The first day trading setup of the day was one that doesn’t occur very frequently. Additionally I do not have a forex trading article that covers this setup as of yet. Over the weekend I will try to quantify a set of rules for this specific trade setup and create a forex training article. Essentially this setup is based on a very high risk reward. In addition to that you must see the market running 50 pips or more with no retracement, into a major intra-day support or resistance. This is exactly what we had on the USD/CHF.

During the London session the market started to move towards USD strength in the USD/CHF and ran 100 pip with almost zero retracement into the previous days overall high. With this trade setup we took the entry when the market touched the resistance.
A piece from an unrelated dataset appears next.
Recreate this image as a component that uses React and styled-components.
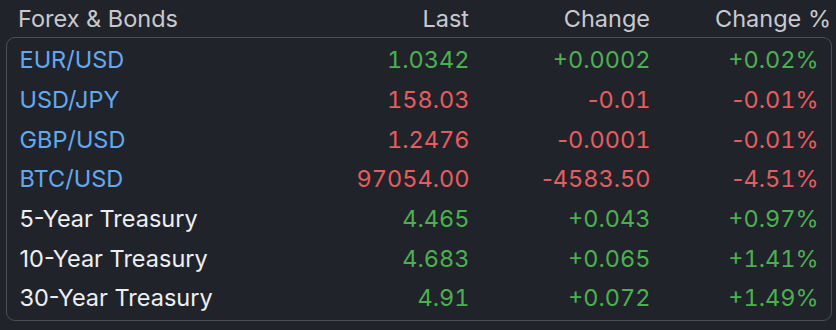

This is one of the rare occasions that I do not wait for a confirmation candle. Doing so insures that you have an extremely high risk/reward day trade setup, and that is the huge advantage to this trade.

The USD/CHF did exactly what we were looking for. It touched the resistance and bounced immediately back down. The great part about this setup is that even if it eventually is going to move through the resistance or support it will give you at least one bounce off of it which allows enough time to at the very worst have a break even trade. Overall on this trade we managed +30 pips.

The was a standard breakout continuation day trading strategy setup. Notice how the market came into the black line and held it as support. Three hours later the market finally worked through this support and then, as it very often does, the support turned into resistance once it was broken.

Candle #1 came back into this previous support and closed below it which gave us a nice reversal candle. In a short setup, candle number two must close below the body of the reversal candle (candle #1). As you can see candle #2 did close below the body of the reversal candle just slightly, and this gave us what we call the confirmation candle. Those candles told us the GBP/USD was going to be making a further move down. As always the third candle is where the entry is triggered. Because the confirmation candle did not close far below the body of the reversal candle we did not have to wait for much of a pull back. Fortunately we entered when the third candle opened because it did not give a pull back at all.

We left a bit on the table with this trade but still took +30 pips overall on this one. Overall for the day we closed out with a +60 pip gain. This was a rather tough week of price action but we kept grinding and it paid off on Friday. I hope trading went well for everyone, and I will see you all Monday!